# Data supplied

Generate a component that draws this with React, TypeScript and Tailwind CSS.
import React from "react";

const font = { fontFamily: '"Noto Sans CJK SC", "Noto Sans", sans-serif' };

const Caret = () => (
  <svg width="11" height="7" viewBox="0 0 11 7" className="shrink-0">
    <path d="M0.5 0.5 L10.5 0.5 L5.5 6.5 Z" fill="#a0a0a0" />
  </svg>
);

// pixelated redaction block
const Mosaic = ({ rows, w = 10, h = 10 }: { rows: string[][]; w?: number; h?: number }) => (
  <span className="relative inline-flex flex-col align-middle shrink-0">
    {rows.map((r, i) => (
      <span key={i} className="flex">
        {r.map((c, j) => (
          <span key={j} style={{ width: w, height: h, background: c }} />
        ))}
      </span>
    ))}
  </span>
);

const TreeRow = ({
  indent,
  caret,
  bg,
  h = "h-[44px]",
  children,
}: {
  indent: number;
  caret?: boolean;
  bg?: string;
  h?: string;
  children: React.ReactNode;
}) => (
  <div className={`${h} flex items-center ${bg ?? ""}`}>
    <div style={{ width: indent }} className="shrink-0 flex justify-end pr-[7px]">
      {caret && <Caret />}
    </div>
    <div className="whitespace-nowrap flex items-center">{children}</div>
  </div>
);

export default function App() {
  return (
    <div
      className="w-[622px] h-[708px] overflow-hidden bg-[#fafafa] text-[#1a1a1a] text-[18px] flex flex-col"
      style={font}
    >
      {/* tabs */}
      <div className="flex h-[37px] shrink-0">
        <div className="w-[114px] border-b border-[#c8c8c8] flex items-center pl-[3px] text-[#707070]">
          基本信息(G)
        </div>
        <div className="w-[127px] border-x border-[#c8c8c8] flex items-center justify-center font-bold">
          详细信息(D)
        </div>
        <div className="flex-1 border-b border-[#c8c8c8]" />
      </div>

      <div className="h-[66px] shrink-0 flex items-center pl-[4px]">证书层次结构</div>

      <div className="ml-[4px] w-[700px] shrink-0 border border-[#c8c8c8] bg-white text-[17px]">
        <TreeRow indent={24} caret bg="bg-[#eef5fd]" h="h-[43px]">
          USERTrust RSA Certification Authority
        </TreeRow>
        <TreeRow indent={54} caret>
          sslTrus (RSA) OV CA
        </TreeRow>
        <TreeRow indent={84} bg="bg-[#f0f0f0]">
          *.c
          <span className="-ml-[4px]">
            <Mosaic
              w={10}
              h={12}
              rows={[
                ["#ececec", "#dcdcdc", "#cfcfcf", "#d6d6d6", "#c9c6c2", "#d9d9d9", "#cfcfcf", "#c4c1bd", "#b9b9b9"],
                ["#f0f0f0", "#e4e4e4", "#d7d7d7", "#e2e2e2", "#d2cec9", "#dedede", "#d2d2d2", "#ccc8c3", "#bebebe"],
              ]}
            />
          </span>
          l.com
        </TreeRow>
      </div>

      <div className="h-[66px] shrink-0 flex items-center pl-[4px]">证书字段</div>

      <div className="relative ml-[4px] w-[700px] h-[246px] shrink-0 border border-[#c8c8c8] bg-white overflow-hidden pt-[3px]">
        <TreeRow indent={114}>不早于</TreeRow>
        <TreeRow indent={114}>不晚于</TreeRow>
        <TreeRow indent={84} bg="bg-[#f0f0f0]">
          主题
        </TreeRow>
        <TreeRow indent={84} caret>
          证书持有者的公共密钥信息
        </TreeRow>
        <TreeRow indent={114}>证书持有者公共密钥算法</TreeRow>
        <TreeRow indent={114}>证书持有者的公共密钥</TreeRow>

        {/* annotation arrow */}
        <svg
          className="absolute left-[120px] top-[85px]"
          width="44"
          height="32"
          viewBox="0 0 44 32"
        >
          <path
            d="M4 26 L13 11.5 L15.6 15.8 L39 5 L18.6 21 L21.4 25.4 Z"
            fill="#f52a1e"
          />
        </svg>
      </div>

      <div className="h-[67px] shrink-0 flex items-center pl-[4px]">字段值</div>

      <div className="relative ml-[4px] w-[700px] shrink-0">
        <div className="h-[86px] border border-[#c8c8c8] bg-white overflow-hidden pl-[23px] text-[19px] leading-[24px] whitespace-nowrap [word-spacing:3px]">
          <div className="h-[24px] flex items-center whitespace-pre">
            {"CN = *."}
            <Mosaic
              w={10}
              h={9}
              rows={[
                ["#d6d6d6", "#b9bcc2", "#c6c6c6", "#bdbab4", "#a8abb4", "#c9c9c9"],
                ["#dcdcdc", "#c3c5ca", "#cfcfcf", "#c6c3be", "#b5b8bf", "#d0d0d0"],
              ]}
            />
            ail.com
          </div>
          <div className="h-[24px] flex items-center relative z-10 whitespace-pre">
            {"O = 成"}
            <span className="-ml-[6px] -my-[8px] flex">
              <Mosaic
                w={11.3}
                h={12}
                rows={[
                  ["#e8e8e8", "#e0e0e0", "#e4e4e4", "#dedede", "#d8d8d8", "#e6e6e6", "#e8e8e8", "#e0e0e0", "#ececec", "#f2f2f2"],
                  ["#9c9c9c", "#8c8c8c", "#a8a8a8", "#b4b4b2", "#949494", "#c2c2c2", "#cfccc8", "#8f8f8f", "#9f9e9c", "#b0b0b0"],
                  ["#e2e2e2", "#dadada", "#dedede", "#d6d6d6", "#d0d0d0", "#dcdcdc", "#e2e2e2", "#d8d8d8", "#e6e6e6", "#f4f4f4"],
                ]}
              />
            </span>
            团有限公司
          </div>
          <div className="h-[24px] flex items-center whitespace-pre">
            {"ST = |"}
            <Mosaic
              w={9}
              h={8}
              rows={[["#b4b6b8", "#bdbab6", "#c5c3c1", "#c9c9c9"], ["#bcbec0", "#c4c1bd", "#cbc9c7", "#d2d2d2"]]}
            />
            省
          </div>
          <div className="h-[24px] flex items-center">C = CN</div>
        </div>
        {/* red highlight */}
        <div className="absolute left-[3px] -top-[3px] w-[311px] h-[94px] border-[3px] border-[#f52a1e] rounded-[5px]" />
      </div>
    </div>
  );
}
==
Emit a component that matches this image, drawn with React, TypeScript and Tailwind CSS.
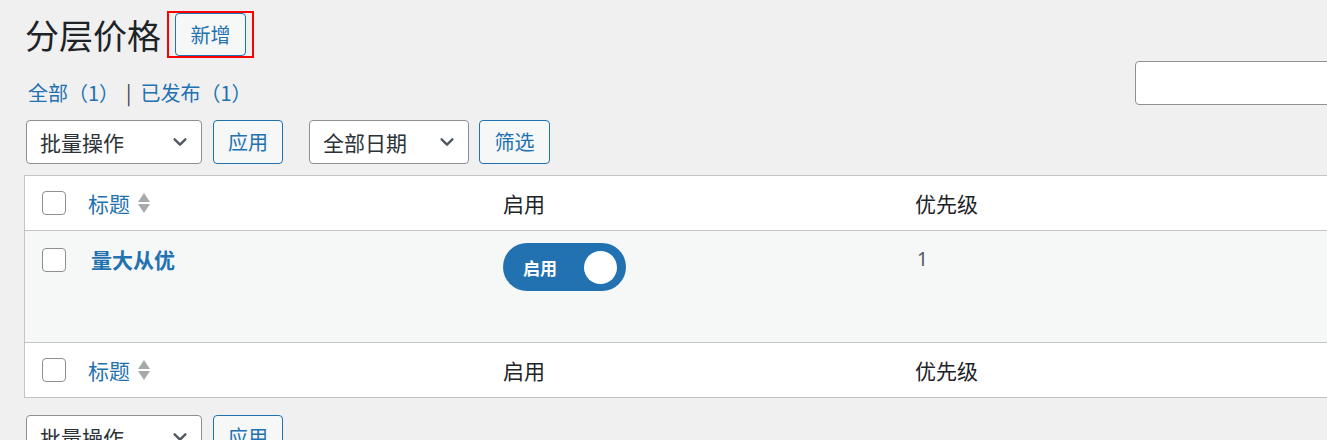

# Description of the task
Find the word "Tailwind" in the entries above and gather every line that holds it.

# Full output
Generate a component that draws this with React, TypeScript and Tailwind CSS.
Emit a component that matches this image, drawn with React, TypeScript and Tailwind CSS.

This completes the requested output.